For some reason, the first output my program is giving, is garbage value, while the second output is correct.
This is a problem from HackerRank.
I know this question has already been asked by someone else. I just want to know what the problem is in my code.
#include <stdio.h>
int main()
{
int index,query;
int count1 = 0;
scanf("%d%d",&index,&query);
for(int i=0;i<index;i++)
{
int b;
scanf("%d",&b);
int A[index][b];
for(int j=0;j<b;j++)
{
scanf("%d",&A[i][j]);
}
count1++;
if(count1<index)
{
continue;
}
int count2=0;
while(count2<query)
{
int d,e;
scanf("%d%d",&d,&e);
printf("%d\n",A[d][e]);
count2++;
}
}
return 0;
}
If the input is:
2 2
3 1 5 4
5 1 2 8 9 3
0 1
1 3
Then the output should be:
5
9
But instead, my output is:
garbage
9

Disclaimer
I didn't even click the link, so I do not know if the solution is correct, but assuming that you got the logic right..
The problem
is that you populate in stages a local to the body of the for loop 2D array, which at the end of your processing, you expect to have it accessible (I mean the complete matrix, populated from every single iteration of the for loop).
Instead, you get only the last's iteration declared array, that's why you get only the A[1][3] element right, and not the A[0][1], since the 2nd row is populated in the last (2nd iteration), while the 1st row is populated in the first iteration (of the firstly declared A), which goes out of scope as soon as the first iteration terminates.
The fix
So, what you need to fix this is to dynamically allocate memory for your matrix, and every time a new dimension for the columns is inputed, resize it with realloc().
I believe that the explanation I have in 2D dynamic array (C) will help you, since what you want is the number of rows fixed, and the number of columns adjustable on every iteration.
Below is an illustration based on the link I shared above, which visualizes what exactly is your matrix (a 1D array of pointers), and shows how the code below manipulates it:
Full code example:
#include <stdio.h>
#include <stdlib.h>
int main()
{
int index,query;
int count1 = 0;
scanf("%d%d",&index,&query);
// An array of `index` (e.g. 2) pointers to integers
int *A[index];
// Initialize all the pointers to NULL
for(int k = 0; k < index; ++k)
A[k] = NULL;
for(int i=0;i<index;i++)
{
int b;
scanf("%d",&b);
// Replaced your 'int A[index][b];' with the following:
// Every time a new number of columns (that's 'b') is read,
// we need to adjust the numbers of columns our matrix ('A') has.
// That means, that for every pointer (row), we need to re-allocate
// the number of columns it points to, which is basically a 1D array, of dimension 'b'
for(int k = 0; k < index; ++k)
A[k] = realloc(A[k], b * sizeof(int) );
for(int j=0;j<b;j++)
{
scanf("%d",&A[i][j]);
}
count1 ++;
if(count1<index)
{
continue;
}
int count2=0;
while(count2<query)
{
int d,e;
scanf("%d%d",&d,&e);
printf("%d\n",A[d][e]);
count2++;
}
}
// Free the dynamically allocated memory
for(int k = 0; k < index; ++k)
free(A[k]);
return 0;
}
Output (for the input provided):
5
9
Pro-tip: The typical methodology of calling realloc() is to use a specific pointer for the reallocation, test that pointer and, if everything worked out ok, change the old pointer, as explained in Does realloc overwrite old contents?, which I didn't do in that post for the sake of being "laconic".

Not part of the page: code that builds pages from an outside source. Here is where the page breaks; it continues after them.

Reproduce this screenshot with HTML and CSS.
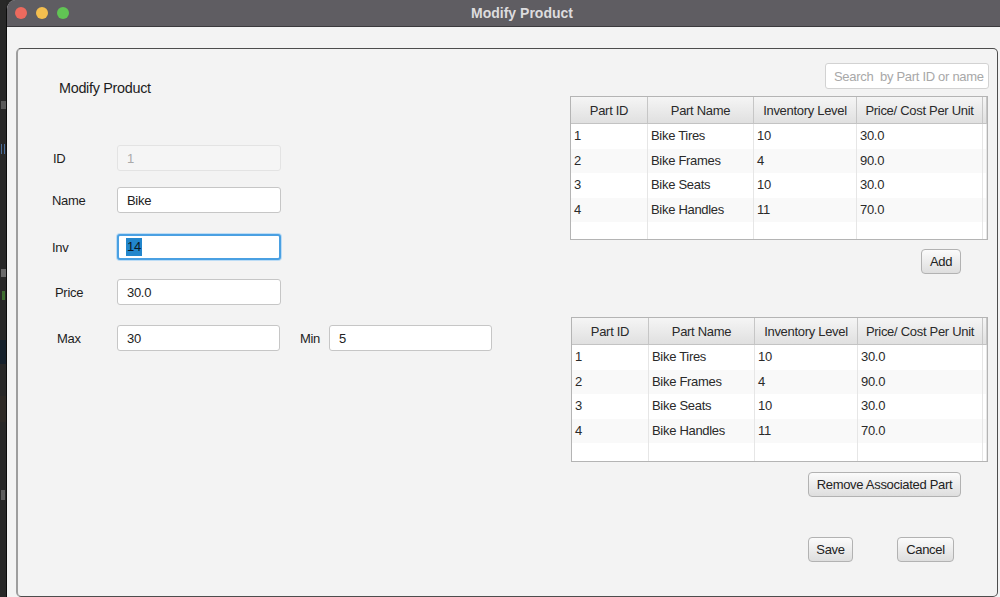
FILE: index.html
```html
<!DOCTYPE html>
<html>
<head>
<meta charset="utf-8">
<title>Modify Product</title>
<link rel="stylesheet" href="styles.css">
</head>
<body>
<div class="desktop">
  <div class="strip">
    <span class="blk blk-la"></span>
    <span class="blk blk-bars"></span>
    <span class="blk blk-e"></span>
    <span class="blk blk-t"></span>
    <span class="blk blk-blue"></span>
    <span class="blk blk-brown"></span>
    <span class="blk blk-j"></span>
  </div>
  <div class="window">
    <div class="titlebar">
      <div class="lights">
        <span class="light red"></span>
        <span class="light yellow"></span>
        <span class="light green"></span>
      </div>
      <div class="title">Modify Product</div>
    </div>
    <div class="content">
      <div class="panel">
        <div class="left">
          <div class="heading">Modify Product</div>
          <div class="form">
            <div class="frow">
              <span class="lbl">ID</span>
              <div class="field disabled">1</div>
            </div>
            <div class="frow r-name">
              <span class="lbl lbl-name">Name</span>
              <div class="field">Bike</div>
            </div>
            <div class="frow r-inv">
              <span class="lbl lbl-name">Inv</span>
              <div class="field focus"><span class="sel">14</span></div>
            </div>
            <div class="frow r-price">
              <span class="lbl lbl-price">Price</span>
              <div class="field">30.0</div>
            </div>
            <div class="frow r-max">
              <span class="lbl lbl-max">Max</span>
              <div class="field narrow">30</div>
              <span class="lbl-min">Min</span>
              <div class="field narrow">5</div>
            </div>
          </div>
        </div>
        <div class="right">
          <div class="search">Search  by Part ID or name</div>
          <div class="table t1">
            <div class="thead">
              <div class="th c1">Part ID</div>
              <div class="th c2">Part Name</div>
              <div class="th c3">Inventory Level</div>
              <div class="th c4">Price/ Cost Per Unit</div>
              <div class="th c5"></div>
            </div>
            <div class="tr">
              <div class="td c1">1</div><div class="td c2">Bike Tires</div><div class="td c3">10</div><div class="td c4">30.0</div><div class="td c5"></div>
            </div>
            <div class="tr alt">
              <div class="td c1">2</div><div class="td c2">Bike Frames</div><div class="td c3">4</div><div class="td c4">90.0</div><div class="td c5"></div>
            </div>
            <div class="tr">
              <div class="td c1">3</div><div class="td c2">Bike Seats</div><div class="td c3">10</div><div class="td c4">30.0</div><div class="td c5"></div>
            </div>
            <div class="tr alt">
              <div class="td c1">4</div><div class="td c2">Bike Handles</div><div class="td c3">11</div><div class="td c4">70.0</div><div class="td c5"></div>
            </div>
            <div class="tr">
              <div class="td c1"></div><div class="td c2"></div><div class="td c3"></div><div class="td c4"></div><div class="td c5"></div>
            </div>
          </div>
          <div class="btn btn-add">Add</div>
          <div class="table t2">
            <div class="thead">
              <div class="th c1">Part ID</div>
              <div class="th c2">Part Name</div>
              <div class="th c3">Inventory Level</div>
              <div class="th c4">Price/ Cost Per Unit</div>
              <div class="th c5"></div>
            </div>
            <div class="tr">
              <div class="td c1">1</div><div class="td c2">Bike Tires</div><div class="td c3">10</div><div class="td c4">30.0</div><div class="td c5"></div>
            </div>
            <div class="tr alt">
              <div class="td c1">2</div><div class="td c2">Bike Frames</div><div class="td c3">4</div><div class="td c4">90.0</div><div class="td c5"></div>
            </div>
            <div class="tr">
              <div class="td c1">3</div><div class="td c2">Bike Seats</div><div class="td c3">10</div><div class="td c4">30.0</div><div class="td c5"></div>
            </div>
            <div class="tr alt">
              <div class="td c1">4</div><div class="td c2">Bike Handles</div><div class="td c3">11</div><div class="td c4">70.0</div><div class="td c5"></div>
            </div>
            <div class="tr">
              <div class="td c1"></div><div class="td c2"></div><div class="td c3"></div><div class="td c4"></div><div class="td c5"></div>
            </div>
          </div>
          <div class="btn btn-remove">Remove Associated Part</div>
          <div class="actions">
            <div class="btn btn-save">Save</div>
            <div class="btn btn-cancel">Cancel</div>
          </div>
        </div>
      </div>
    </div>
  </div>
</div>
</body>
</html>
```
FILE: styles.css
```css
* {
  box-sizing: border-box;
  margin: 0;
  padding: 0;
}

html, body {
  width: 1000px;
  height: 597px;
  overflow: hidden;
}

body {
  font-family: "Liberation Sans", Arial, sans-serif;
  font-size: 13px;
  color: #222;
  letter-spacing: -0.3px;
  background: #262626;
}

.desktop {
  display: flex;
  height: 597px;
}

/* desktop strip left of the window (unreadable fragments of another app) */
.strip {
  width: 6px;
  flex: none;
  background: #282828;
  overflow: hidden;
  display: flex;
  flex-direction: column;
}

.blk { display: block; flex: none; }
.blk-la { margin-top: 101px; height: 8px; width: 5px; margin-left: 1px; background: #5a5a5a; }
.blk-bars { margin-top: 35px; height: 10px; width: 4px; margin-left: 1px; border-left: 1px solid #4d6f9c; border-right: 1px solid #4d6f9c; }
.blk-e { margin-top: 115px; height: 8px; width: 5px; margin-left: 1px; background: #6a6a6a; }
.blk-t { margin-top: 14px; height: 9px; width: 3px; margin-left: 2px; background: #3f6e31; }
.blk-blue { margin-top: 40px; height: 24px; background: #16212c; }
.blk-brown { margin-top: 32px; height: 26px; background: #2e2a26; }
.blk-j { margin-top: 68px; height: 10px; width: 4px; margin-left: 1px; background: #5e5e5e; }

/* window */
.window {
  flex: 1;
  display: flex;
  flex-direction: column;
  border-left: 1px solid #0c0c0c;
  border-top-left-radius: 9px;
  background: #f3f3f3;
  overflow: hidden;
}

.titlebar {
  height: 27px;
  flex: none;
  background: #5f5d62;
  border-bottom: 1px solid #3b3a3d;
  display: flex;
  align-items: center;
}

.lights {
  display: flex;
  gap: 9px;
  padding-left: 8px;
}

.light {
  width: 12px;
  height: 12px;
  border-radius: 50%;
}

.red { background: #ec6a5e; }
.yellow { background: #f4bf4f; }
.green { background: #61c554; }

.title {
  flex: 1;
  text-align: center;
  padding-right: 25px;
  font-weight: bold;
  font-size: 14px;
  letter-spacing: 0;
  color: #dddcde;
}

.content {
  flex: 1;
  padding: 21px 0 0 9px;
}

.panel {
  width: 982px;
  height: 549px;
  border: 1px solid #4d4d4d;
  border-left: 2px solid #9e9e9e;
  border-radius: 5px;
  display: flex;
  background: #f3f3f3;
}

/* left form */
.left {
  width: 552px;
  flex: none;
  padding-top: 31px;
}

.heading {
  padding-left: 41px;
  line-height: 17px;
  font-size: 14.4px;
  color: #1d1d1d;
}

.form {
  margin-top: 48px;
  padding-left: 35px;
  display: flex;
  flex-direction: column;
}

.frow {
  display: flex;
  align-items: center;
  height: 26px;
}

.r-name { margin-top: 16px; }
.r-inv { margin-top: 21px; }
.r-price { margin-top: 19px; }
.r-max { margin-top: 20px; }

.lbl {
  width: 64px;
  flex: none;
  color: #1d1d1d;
}

.lbl-name { margin-left: -1px; width: 65px; }
.lbl-price { padding-left: 2px; }
.lbl-max { padding-left: 4px; }

.lbl-min {
  margin-left: 20px;
  margin-right: 9px;
  color: #1d1d1d;
}

.field {
  width: 164px;
  height: 26px;
  flex: none;
  background: #fff;
  border: 1px solid #c6c6c6;
  border-radius: 3px;
  padding-left: 9px;
  display: flex;
  align-items: center;
  color: #222;
}

.field.narrow { width: 163px; }

.field.disabled {
  background: #f5f5f5;
  border-color: #e3e3e3;
  color: #aaa;
}

.field.focus {
  border: 2px solid #4aa0e2;
  box-shadow: 0 0 0 1px #bcdcf5;
  padding-left: 7px;
}

.sel {
  background: #2286cc;
  color: #0c1a26;
  line-height: 18px;
  padding: 0 1px;
}

/* right side */
.right {
  width: 419px;
  flex: none;
  display: flex;
  flex-direction: column;
  padding-top: 14px;
}

.search {
  align-self: flex-end;
  width: 164px;
  height: 26px;
  background: #fff;
  border: 1px solid #d2d2d2;
  border-radius: 3px;
  padding-left: 8px;
  display: flex;
  align-items: center;
  color: #a8a8a8;
  white-space: pre;
}

.table {
  width: 418px;
  background: #fff;
  border: 1px solid #b4b4b4;
  overflow: hidden;
}

.t1 {
  margin-top: 7px;
  height: 144px;
}

.t2 {
  margin-top: 43px;
  margin-left: 1px;
  width: 417px;
  height: 145px;
}

.thead {
  display: flex;
  height: 27px;
  background: linear-gradient(#f5f5f5, #e0e0e0);
  border-bottom: 1px solid #c3c3c3;
}

.th {
  display: flex;
  align-items: center;
  justify-content: center;
  border-right: 1px solid #c6c6c6;
  color: #2a2a2a;
}

.tr {
  display: flex;
  height: 24.5px;
}

.tr.alt { background: #f9f9f9; }

.td {
  display: flex;
  align-items: center;
  padding-left: 3px;
  padding-bottom: 1px;
  border-right: 1px solid #e6e6e6;
  color: #2a2a2a;
}

.c1 { width: 77px; flex: none; }
.c2 { width: 106px; flex: none; }
.c3 { width: 103px; flex: none; }
.c4 { width: 126px; flex: none; }
.c5 { flex: 1; }
.t2 .c4 { width: 125px; }

/* buttons */
.btn {
  height: 25px;
  display: flex;
  align-items: center;
  justify-content: center;
  background: linear-gradient(#fbfbfb, #dedede);
  border: 1px solid #b2b2b2;
  border-radius: 4px;
  color: #222;
}

.btn-add {
  align-self: flex-end;
  margin-top: 9px;
  margin-right: 28px;
  width: 40px;
}

.btn-remove {
  align-self: flex-end;
  margin-top: 10px;
  margin-right: 28px;
  width: 153px;
}

.actions {
  margin-top: 40px;
  display: flex;
  justify-content: flex-end;
  gap: 44px;
  padding-right: 35px;
}

.btn-save { width: 45px; }
.btn-cancel { width: 57px; }
```
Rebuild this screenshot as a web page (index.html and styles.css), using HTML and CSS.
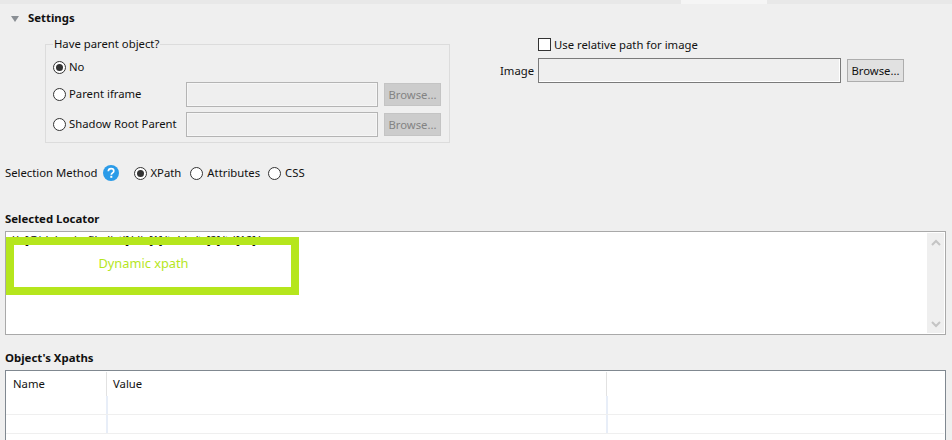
FILE: index.html
```html
<!DOCTYPE html>
<html lang="en">
<head>
<meta charset="utf-8">
<title>Settings</title>
<link rel="stylesheet" href="styles.css">
</head>
<body>
<div class="topbar"><div class="toptab"></div></div>
<main class="page">
  <header class="section-head">
    <svg class="twisty" width="8" height="6" viewBox="0 0 8 6"><path d="M0 0h8L4 6z" fill="#8a8f94"/></svg>
    <span class="bold">Settings</span>
  </header>
  <section class="settings">
    <fieldset class="group">
      <legend>Have parent object?</legend>
      <div class="row-no"><label class="opt"><span class="radio on"></span>No</label></div>
      <div class="row-field">
        <label class="opt"><span class="radio"></span>Parent iframe</label>
        <div class="input dis"></div><div class="btn dis">Browse...</div>
      </div>
      <div class="row-field r2">
        <label class="opt"><span class="radio"></span>Shadow Root Parent</label>
        <div class="input dis"></div><div class="btn dis">Browse...</div>
      </div>
    </fieldset>
    <div class="image-side">
      <label class="opt check-row"><span class="check"></span>Use relative path for image</label>
      <div class="image-row">
        <span class="image-label">Image</span>
        <div class="input wide"></div><div class="btn">Browse...</div>
      </div>
    </div>
  </section>
  <div class="method">
    <span>Selection Method</span>
    <svg class="help" width="16" height="16" viewBox="0 0 16 16"><circle cx="8" cy="8" r="8" fill="#2b9be8"/><path d="M5.3 6.2C5.4 4.6 6.5 3.6 8.1 3.6c1.600 0 2.700 1 2.700 2.300 0 2-2.500 2-2.500 3.900" fill="none" stroke="#fff" stroke-width="1.700"/><rect x="7.300" y="10.800" width="2" height="2" fill="#fff"/></svg>
    <label class="opt m1"><span class="radio on"></span>XPath</label>
    <label class="opt m2"><span class="radio"></span>Attributes</label>
    <label class="opt m3"><span class="radio"></span>CSS</label>
  </div>
  <h2 class="bold title-loc">Selected Locator</h2>
  <div class="locator">
    <div class="locator-text">//a[@id='main-file-list']/div[1]/table/tr[2]/td[12]/a</div>
    <div class="scroll">
      <svg width="10" height="7" viewBox="0 0 10 7"><path d="M1 6l4-4 4 4" fill="none" stroke="#c4c4c4" stroke-width="2"/></svg>
      <svg width="10" height="7" viewBox="0 0 10 7"><path d="M1 1l4 4 4-4" fill="none" stroke="#c4c4c4" stroke-width="2"/></svg>
    </div>
    <div class="mask">Dynamic xpath</div>
  </div>
  <h2 class="bold title-xp">Object's Xpaths</h2>
  <div class="table">
    <div class="thead">
      <div class="th c1">Name</div><div class="th c2">Value</div><div class="th c3"></div>
    </div>
    <div class="tr"><div class="td c1"></div><div class="td c2"></div></div>
    <div class="tr"><div class="td c1"></div><div class="td c2"></div></div>
  </div>
</main>
</body>
</html>
```
FILE: styles.css
```css
* { box-sizing: border-box; }
html, body { margin: 0; height: 440px; overflow: hidden; }
body { background: #efefef; color: #111; font: 11.3px/16px "Noto Sans", "Open Sans", sans-serif; }
.topbar { height: 4px; background: #e8e8e8; padding-left: 681px; }
.toptab { width: 86px; height: 4px; background: #f5f5f5; }
.page { padding: 6px 6px 0 5px; }
.bold { font-weight: 700; font-size: 11.4px; line-height: 16px; margin: 0; }
.section-head { display: flex; align-items: center; height: 16px; padding-left: 6px; }
.twisty { margin-right: 9px; margin-top: 2px; }
.settings { display: flex; align-items: flex-start; height: 124px; padding-left: 40px; }
.group { width: 405px; height: 107px; margin: 10px 0 0; padding: 0 7px; border: 1px solid #dcdcdc; position: relative; }
.group legend { padding: 0 1px; margin-left: 0; line-height: 16px; }
.opt { display: flex; align-items: center; white-space: nowrap; }
.radio { width: 13px; height: 13px; border: 1px solid #333; border-radius: 50%; background: #fff; margin-right: 3px; flex: none; display: flex; align-items: center; justify-content: center; }
.radio.on::after { content: ""; width: 7px; height: 7px; border-radius: 50%; background: #333; }
.check { width: 13px; height: 13px; border: 1px solid #333; background: #fff; margin-right: 3px; flex: none; }
.row-no { height: 16px; margin-top: 7px; }
.row-field { display: flex; align-items: center; margin-top: 7px; height: 25px; }
.row-field.r2 { margin-top: 5px; }
.row-field .opt { width: 133px; margin-top: -1px; }
.input { width: 192px; height: 25px; border: 1px solid #7a7a7a; background: #efefef; box-shadow: inset -1px -1px 0 #fff; }
.input.dis { border-color: #b4b4b4; box-shadow: inset 0 0 0 1px #f6f6f6; }
.input.wide { width: 303px; }
.btn { width: 57px; height: 23px; margin-left: 6px; background: #e1e1e1; border: 1px solid #adadad; text-align: center; line-height: 21px; }
.btn.dis { background: #cccccc; border-color: #c4c4c4; color: #838383; }
.image-side { margin-left: 50px; display: flex; flex-direction: column; width: 405px; padding-top: 12px; }
.check-row { margin-left: 38px; height: 13px; margin-top: 0; }
.image-row { display: flex; align-items: center; margin-top: 7px; height: 25px; }
.image-label { width: 38px; }
.method { display: flex; align-items: center; height: 16px; margin-top: 15px; }
.method .radio { margin-right: 4px; }
.help { margin-left: 5px; }
.m1 { margin-left: 15px; }
.m2 { margin-left: 9px; }
.m3 { margin-left: 8px; }
.title-loc { margin-top: 30px; }
.locator { position: relative; height: 104px; margin-top: 4px; border: 1px solid #a9a9a9; background: #fff; display: flex; overflow: hidden; }
.locator-text { flex: 1; padding: 0 0 0 4px; line-height: 16px; white-space: nowrap; }
.scroll { width: 17px; margin: 1px; background: #efefef; display: flex; flex-direction: column; justify-content: space-between; align-items: center; padding: 6px 0 5px; }
.mask { position: absolute; left: 0; top: 5px; width: 293px; height: 58px; border: 8px solid #b5e61d; color: #b5e61d; font-size: 12.8px; text-align: center; line-height: 36px; padding-right: 18px; background: linear-gradient(#fff, #fff) 0 3px / 100% 100% no-repeat; background-clip: padding-box; }
.title-xp { margin-top: 15px; }
.table { margin-top: 4px; height: 80px; border: 1px solid #808890; background: #fff; padding: 1px 1px 0 0; }
.thead { display: flex; height: 24px; }
.th { height: 24px; padding: 4px 0 0 7px; border-right: 1px solid #e2e2e2; }
.th.c2 { padding-left: 6px; }
.c1 { width: 101px; }
.c2 { width: 500px; }
.c3 { flex: 1; border-right: 0; }
.tr { display: flex; height: 19px; border-bottom: 1px solid #efefef; margin-top: 0; }
.tr .td.c1 { border-right: 2px solid #e8eef8; width: 102px; }
.tr .td.c2 { border-right: 2px solid #e8eef8; width: 500px; }
```
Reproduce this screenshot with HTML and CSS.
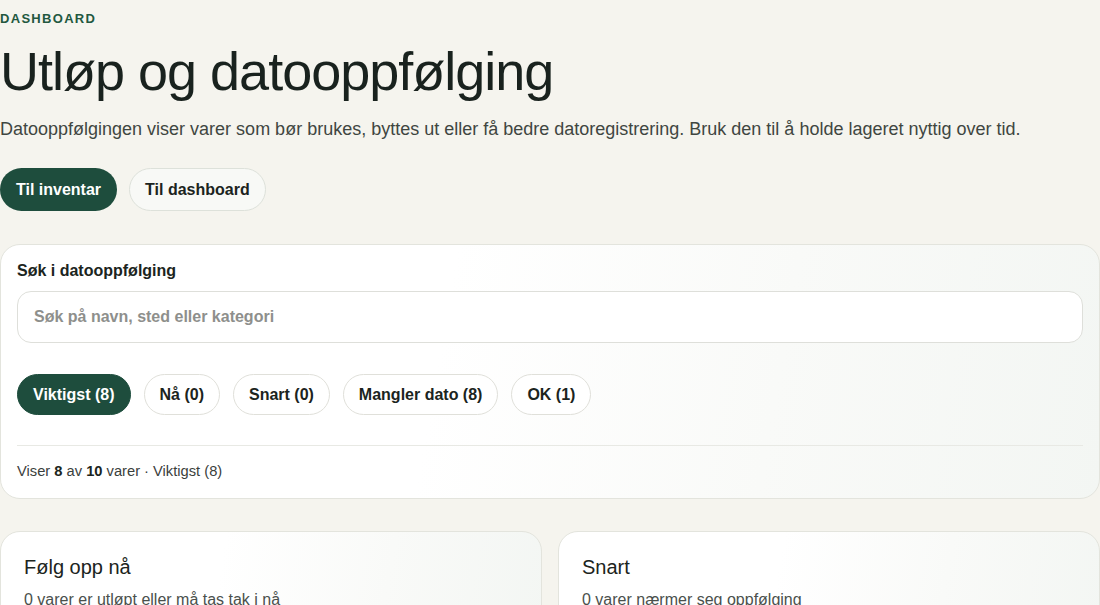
FILE: index.html
```html
<!DOCTYPE html>
<html lang="no">
<head>
<meta charset="utf-8">
<title>Utløp og datooppfølging</title>
<link rel="stylesheet" href="styles.css">
</head>
<body>
<main class="page">
  <header class="hero">
    <p class="eyebrow">DASHBOARD</p>
    <h1 class="title">Utløp og datooppfølging</h1>
    <p class="lead">Datooppfølgingen viser varer som bør brukes, byttes ut eller få bedre datoregistrering. Bruk den til å holde lageret nyttig over tid.</p>
    <div class="actions">
      <a class="btn btn-primary" href="#">Til inventar</a>
      <a class="btn btn-secondary" href="#">Til dashboard</a>
    </div>
  </header>

  <section class="card search-card">
    <label class="search-label" for="q">Søk i datooppfølging</label>
    <input class="search-input" id="q" type="text" placeholder="Søk på navn, sted eller kategori">
    <div class="chips">
      <button class="chip chip-active">Viktigst (8)</button>
      <button class="chip">Nå (0)</button>
      <button class="chip">Snart (0)</button>
      <button class="chip">Mangler dato (8)</button>
      <button class="chip">OK (1)</button>
    </div>
    <p class="result-info">Viser <strong>8</strong> av <strong>10</strong> varer · Viktigst (8)</p>
  </section>

  <section class="columns">
    <article class="card panel">
      <h2 class="panel-title">Følg opp nå</h2>
      <p class="panel-sub">0 varer er utløpt eller må tas tak i nå</p>
    </article>
    <article class="card panel">
      <h2 class="panel-title">Snart</h2>
      <p class="panel-sub">0 varer nærmer seg oppfølging</p>
    </article>
  </section>
</main>
</body>
</html>
```
FILE: styles.css
```css
* { box-sizing: border-box; }
html, body {
  margin: 0;
  padding: 0;
  background: #f5f4ee;
  font-family: "Liberation Sans", Arial, Helvetica, sans-serif;
  color: #1b2420;
}
.page {
  width: 1100px;
  padding: 0;
}
.eyebrow {
  margin: 0;
  padding-top: 12px;
  font-size: 13px;
  line-height: 14px;
  font-weight: 700;
  letter-spacing: 0.1em;
  color: #22583f;
}
.title {
  margin: 16px 0 0;
  font-size: 54px;
  line-height: 1.1;
  font-weight: 400;
  letter-spacing: -1px;
  color: #19221e;
}
.lead {
  margin: 15px 0 0;
  font-size: 18px;
  line-height: 26px;
  color: #3f4641;
}
.actions {
  display: flex;
  gap: 12px;
  margin-top: 26px;
}
.btn {
  display: inline-flex;
  align-items: center;
  height: 43px;
  padding: 0 15px;
  border-radius: 22px;
  font-size: 16px;
  font-weight: 700;
  text-decoration: none;
  border: 1px solid transparent;
}
.btn-primary {
  background: #1e4d3d;
  color: #ffffff;
}
.btn-secondary {
  background: #f8f9f6;
  border-color: #dde1da;
  color: #1b2420;
}
.card {
  background: linear-gradient(100deg, #ffffff 40%, #f9faf8 70%, #f3f6f3 100%);
  border: 1px solid #e3e4dd;
}
.search-card {
  margin-top: 33px;
  border-radius: 20px;
  padding: 16px 16px 17px;
  display: flex;
  flex-direction: column;
}
.search-label {
  font-size: 16px;
  line-height: 20px;
  font-weight: 700;
  color: #1b2420;
}
.search-input {
  margin-top: 10px;
  height: 52px;
  width: 100%;
  border: 1px solid #dedfda;
  border-radius: 14px;
  background: #ffffff;
  padding: 0 16px;
  font-family: inherit;
  font-size: 16px;
  font-weight: 700;
  color: #1b2420;
  outline: none;
}
.search-input::placeholder {
  color: #8e8f8c;
  opacity: 1;
}
.chips {
  display: flex;
  gap: 13px;
  margin-top: 31px;
  padding-bottom: 30px;
  border-bottom: 1px solid #e8e9e4;
}
.chip {
  height: 41px;
  padding: 0 15px;
  border-radius: 21px;
  border: 1px solid #e0e0da;
  background: #ffffff;
  font-family: inherit;
  font-size: 16px;
  font-weight: 700;
  color: #1b2420;
}
.chip-active {
  background: #1e4d3d;
  border-color: #1e4d3d;
  color: #ffffff;
}
.result-info {
  margin: 15px 0 0;
  font-size: 14.7px;
  line-height: 20px;
  color: #3a403c;
}
.result-info strong {
  color: #1b2420;
}
.columns {
  display: grid;
  grid-template-columns: 1fr 1fr;
  gap: 16px;
  margin-top: 32px;
}
.panel {
  border-radius: 20px;
  padding: 23px 23px 24px;
  min-height: 140px;
}
.panel-title {
  margin: 0;
  font-size: 20px;
  line-height: 24px;
  font-weight: 400;
  color: #1b2420;
}
.panel-sub {
  margin: 10px 0 0;
  font-size: 16px;
  line-height: 22px;
  color: #4a504c;
}
```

The C VLA is not suitable here. It seems you need to allocate memory dynamically. The only VLA that can be used is an array of pointers to other arrays. All other arrays should be allocated dynamically.
Something like the following.
#include <stdio.h>
#include <stdlib.h>
int main( void )
{
size_t number_of_arrays;
size_t number_of_queries;
scanf( "%zu%zu", &number_of_arrays, &number_of_queries );
int **a = malloc( number_of_arrays * sizeof( int * ) );
for ( size_t i = 0; i < number_of_arrays; i++ )
{
size_t size;
scanf( "%zu", &size );
a[i] = malloc( size * sizeof( int ) );
for ( size_t j = 0; j < size; j++ ) scanf( "%d", &a[i][j] );
}
for ( size_t i = 0; i < number_of_queries; i++ )
{
size_t array_index;
size_t element_index;
scanf( "%zu%zu", &array_index, &element_index );
printf( "%d\n", a[array_index][element_index] );
}
for ( size_t i = 0; i < number_of_arrays; i++ ) free( a[i] );
free( a );
}
If to input
2 2
3 1 5 4
5 1 2 8 9 3
0 1
1 3
then the program output will be
5
9
As for your code then it is invalid. For example the variable b is not initialized so the declaration of the array has undefined behavior.
int b;
scanf("%d",&b);
int A[index][b];
^^^

Hint : Variable sized arrays need to be dynamically allocated, here's how to it in C
int rows;
scanf("%d",&rows);
//2D array
int**A = malloc(sizeof(int*)*rows); //allocate number of rows
//for each row allocate number of colums
for(int i = 0; i < rows; i++)
{
int cols;
scanf("%d",&cols);
A[i] = malloc(sizeof(int)*cols);
}

Arduino C Multi dimensional array switching

Im stuck with a piece of my Arduino code
Basically I have a multi dimensional array in which every index will store a random letter. But after a small time (eg. 900 milliseconds) every value in the index will move up to the index above it. Ofcourse when the index reaches e.g. [9][0] it will go to the largest index like [9][9]
E.g.: myArray[9][8] contains "K" and myArray[9][7] contains "L"
The "K" in myArray[9][8] will be put in myArray[9][7] and the "L" in myArray[9][7] will go to myArray[9][6] etc. etc
But I have no clue how to do this in C...
myArray[9][8] = myArray[9][7] obviously wouldnt work

There is not problem with assignment, but you must save the element you are writing over first.
In this example all the rewritten values are kept in the last slot of every row, this is just an example- not the only way to go, if you need to move the letters across the rows as well the idea is similar.
#include <stdio.h>
#include <stdlib.h>
#include <string.h>
void moveLettersInRow(char sArr[][3], int row)
{
int i = 0;
int j = 0;
char temp ;
for (i = 0; i < row; ++i)
{
for(j = 2 ;j > 0;--j)
{
temp = sArr[i][j-1]; /*save the value to be rewritten */
sArr[i][j-1]= sArr[i][2]; /* set the last val in its new place*/
sArr[i][2]= temp; /* set the last elem to the latest rewritten value*/
}
}
}
void printArr(char arr[][3], int size)
{
int i = 0, j= 0;
for(i = 0; i< size; ++i)
{
for(j = 0; j< 3; ++j)
{
printf("%c | ", arr[i][j]);
}
printf("\n");
}
}
int main()
{
char arr[2][3]= {{'a','b','c'},{'a','b','c'}};
moveLettersInRow(arr, 2);
printArr(arr, 2);
return 0;
}

There are several ways to go about this. One would be to use a temporary variable while copying, as Kami Cuk and Fred pointed out.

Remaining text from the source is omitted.